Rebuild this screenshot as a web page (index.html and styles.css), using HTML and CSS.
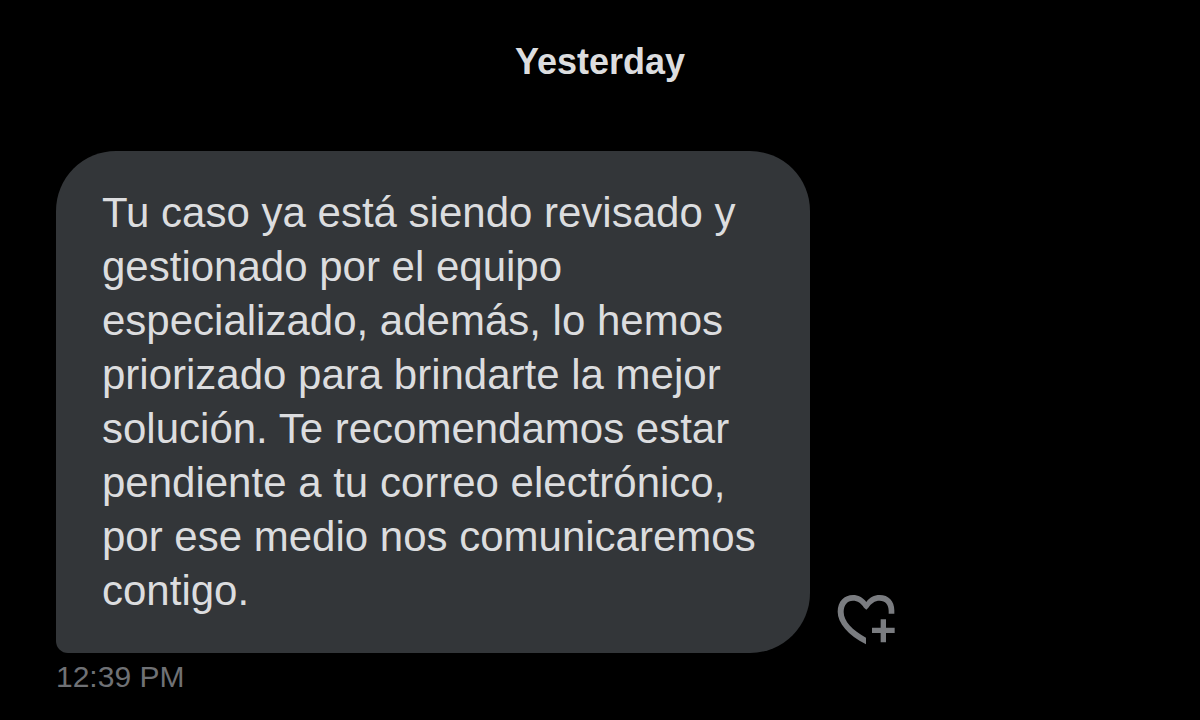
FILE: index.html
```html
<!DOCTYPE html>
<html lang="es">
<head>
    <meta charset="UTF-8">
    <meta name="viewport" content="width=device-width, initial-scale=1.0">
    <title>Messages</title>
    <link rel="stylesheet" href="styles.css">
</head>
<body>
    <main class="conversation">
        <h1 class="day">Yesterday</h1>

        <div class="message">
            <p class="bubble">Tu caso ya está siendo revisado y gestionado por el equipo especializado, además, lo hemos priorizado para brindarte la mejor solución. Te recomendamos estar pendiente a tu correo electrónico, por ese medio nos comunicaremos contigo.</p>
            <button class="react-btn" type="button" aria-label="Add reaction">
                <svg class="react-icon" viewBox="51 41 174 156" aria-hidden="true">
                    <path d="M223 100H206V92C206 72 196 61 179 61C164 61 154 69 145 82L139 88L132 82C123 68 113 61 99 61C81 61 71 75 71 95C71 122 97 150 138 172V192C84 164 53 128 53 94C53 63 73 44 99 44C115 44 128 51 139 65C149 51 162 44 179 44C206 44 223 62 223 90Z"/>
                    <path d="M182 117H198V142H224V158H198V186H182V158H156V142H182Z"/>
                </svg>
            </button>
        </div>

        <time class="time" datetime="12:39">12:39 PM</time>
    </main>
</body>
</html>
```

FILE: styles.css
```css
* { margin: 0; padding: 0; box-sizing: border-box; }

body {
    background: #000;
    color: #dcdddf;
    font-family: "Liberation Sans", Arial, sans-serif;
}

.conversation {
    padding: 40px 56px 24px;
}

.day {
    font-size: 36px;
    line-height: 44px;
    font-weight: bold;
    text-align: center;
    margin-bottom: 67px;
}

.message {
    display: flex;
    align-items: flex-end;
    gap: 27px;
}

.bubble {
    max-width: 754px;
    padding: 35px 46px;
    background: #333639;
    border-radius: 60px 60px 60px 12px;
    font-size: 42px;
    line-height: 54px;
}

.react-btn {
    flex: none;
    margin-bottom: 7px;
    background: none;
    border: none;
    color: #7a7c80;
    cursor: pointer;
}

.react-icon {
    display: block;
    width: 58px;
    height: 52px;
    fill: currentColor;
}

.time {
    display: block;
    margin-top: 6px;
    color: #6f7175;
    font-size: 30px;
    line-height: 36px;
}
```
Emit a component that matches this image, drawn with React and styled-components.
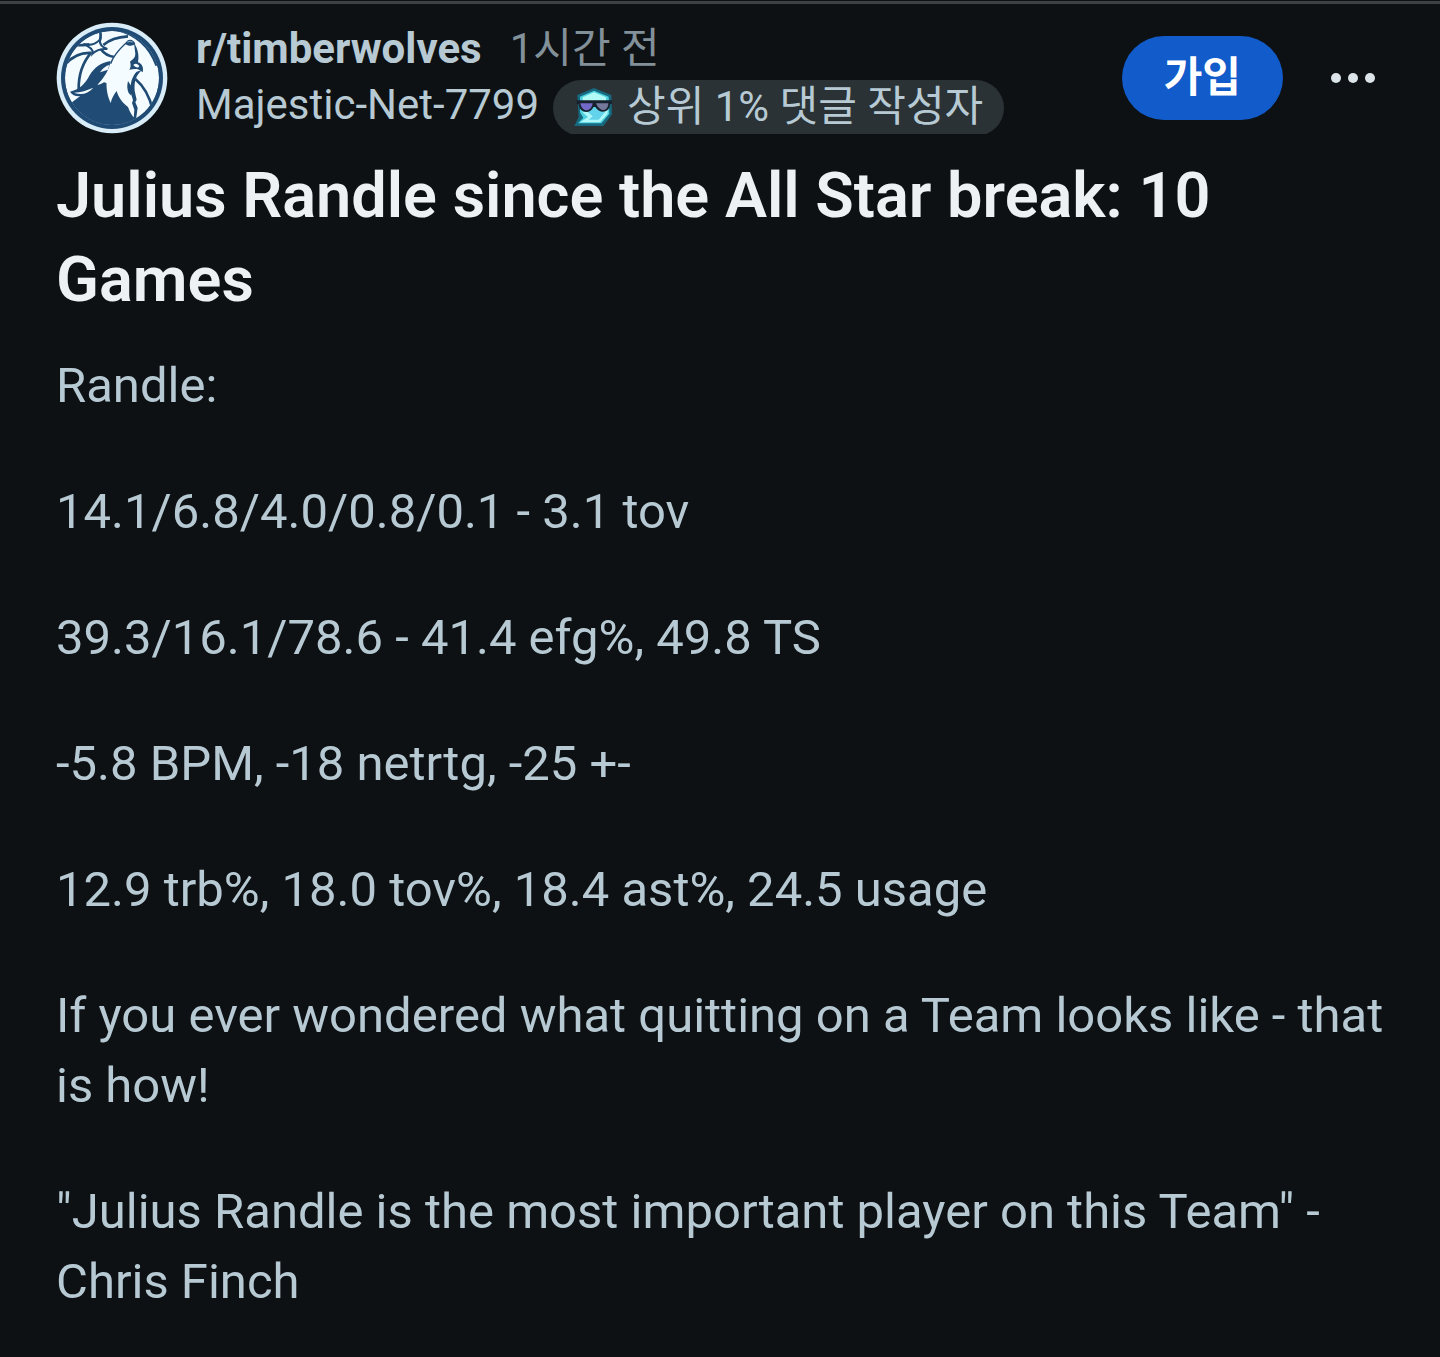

▬▬▬▬▬▬

● AIM
Print the complete listing exactly, apart from any pictures.

● SOLUTION
Rebuild this screenshot as a web page (index.html and styles.css), using HTML and CSS.
FILE: index.html
```html
<!DOCTYPE html>
<html lang="es">
<head>
    <meta charset="UTF-8">
    <meta name="viewport" content="width=device-width, initial-scale=1.0">
    <title>Messages</title>
    <link rel="stylesheet" href="styles.css">
</head>
<body>
    <main class="conversation">
        <h1 class="day">Yesterday</h1>

        <div class="message">
            <p class="bubble">Tu caso ya está siendo revisado y gestionado por el equipo especializado, además, lo hemos priorizado para brindarte la mejor solución. Te recomendamos estar pendiente a tu correo electrónico, por ese medio nos comunicaremos contigo.</p>
            <button class="react-btn" type="button" aria-label="Add reaction">
                <svg class="react-icon" viewBox="51 41 174 156" aria-hidden="true">
                    <path d="M223 100H206V92C206 72 196 61 179 61C164 61 154 69 145 82L139 88L132 82C123 68 113 61 99 61C81 61 71 75 71 95C71 122 97 150 138 172V192C84 164 53 128 53 94C53 63 73 44 99 44C115 44 128 51 139 65C149 51 162 44 179 44C206 44 223 62 223 90Z"/>
                    <path d="M182 117H198V142H224V158H198V186H182V158H156V142H182Z"/>
                </svg>
            </button>
        </div>

        <time class="time" datetime="12:39">12:39 PM</time>
    </main>
</body>
</html>
```

FILE: styles.css
```css
* { margin: 0; padding: 0; box-sizing: border-box; }

body {
    background: #000;
    color: #dcdddf;
    font-family: "Liberation Sans", Arial, sans-serif;
}

.conversation {
    padding: 40px 56px 24px;
}

.day {
    font-size: 36px;
    line-height: 44px;
    font-weight: bold;
    text-align: center;
    margin-bottom: 67px;
}

.message {
    display: flex;
    align-items: flex-end;
    gap: 27px;
}

.bubble {
    max-width: 754px;
    padding: 35px 46px;
    background: #333639;
    border-radius: 60px 60px 60px 12px;
    font-size: 42px;
    line-height: 54px;
}

.react-btn {
    flex: none;
    margin-bottom: 7px;
    background: none;
    border: none;
    color: #7a7c80;
    cursor: pointer;
}

.react-icon {
    display: block;
    width: 58px;
    height: 52px;
    fill: currentColor;
}

.time {
    display: block;
    margin-top: 6px;
    color: #6f7175;
    font-size: 30px;
    line-height: 36px;
}
```
Emit a component that matches this image, drawn with React and styled-components.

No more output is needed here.